The Seven Faces of Dr. Lao, another MGM film, was released on March 18, 1964. It was based on the novel The Circus of Dr. Lao by Charles G. Finney, with a screenplay by Ben Hecht (The Front Page) and Charles Beaumont, and a soundtrack by Leigh Harline. It was directed by George Pal and starred Tony Randall.

The story recounts the visit of an old Chinese gentleman and his magical circus of fantastical beasts to Abalone, Arizona and its effect on the townspeople. The Bach piece used in the film is Toccata and Fugue in D Minor (BWV 565).

One of the most famous works in the organ repertoire and first published in 1833 at the behest of Felix Mendelssohn, scholars now question whether Sebastian actually wrote it, suggesting that it comes from an earlier period. The famous Bach scholar Christoph Wolff suggests, however, that it is an early work reflecting Sebastian’s attempt to remedy the inadequacies of his organ in Arnstadt.

The piece has been used in other films as well: Walt Disney’s Fantasia (1940), Federico Fellini’s La Dolce Vita (1960), and The Phantom of the Opera (1962).

The Ice Storm, directed by Ang Lee, based on the novel by Rick Moody, and starring Kevin Kline, was released on this date in Belgium in 1997 and in 2008 on DVD.

The film dissects 1970s pop culture in America by focusing on the moral deterioration of two New England families on one Thanksgiving weekend.
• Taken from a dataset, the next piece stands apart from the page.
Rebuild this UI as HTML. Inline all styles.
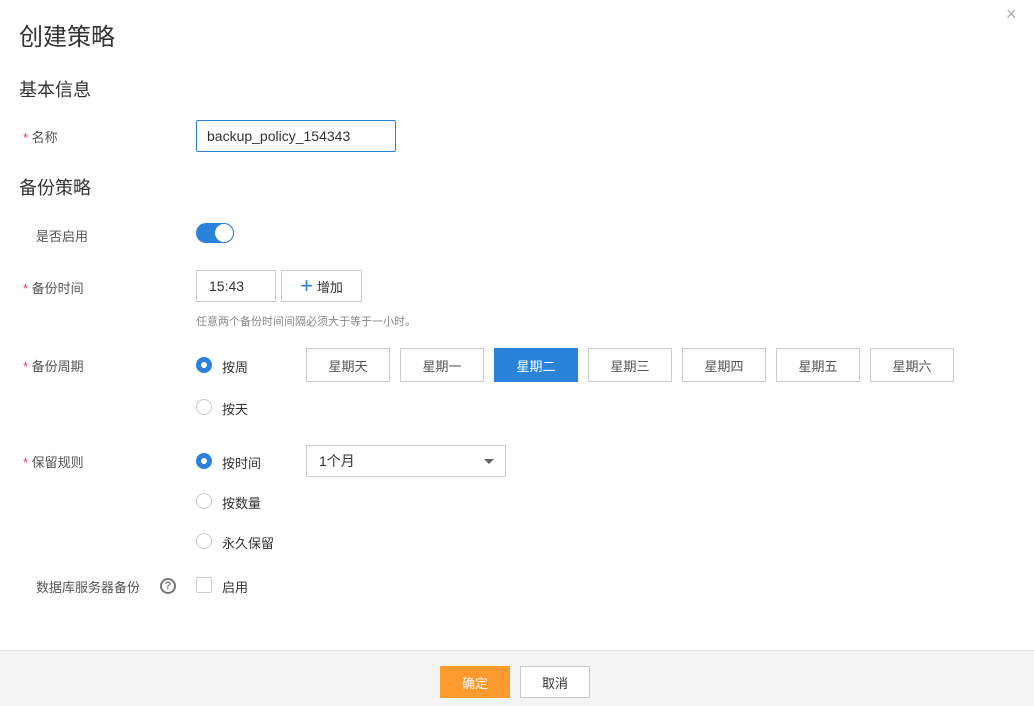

As an unexpected ice storm hits and the characters slip into adultery, sexual experimentation, drugs, and crime, until one shattering event forces them to confront their existential “nausea.”

The soundtrack by Mychael Danna includes Sebastian’s Invention No. 14 in B Flat Major (BWV 785) played on the synthesizer by Wendy Carlos. Ms. Carlos is an American composer and electronic musician whom we’ll meet on March 26, along with Robert Moog, the creator of the synthesizer.

Sebastian’s Inventions and Sinfonias (BWV 772-801) are a collection of 30 short keyboard pieces written as musical exercises for his students in Cöthen and Leipzig.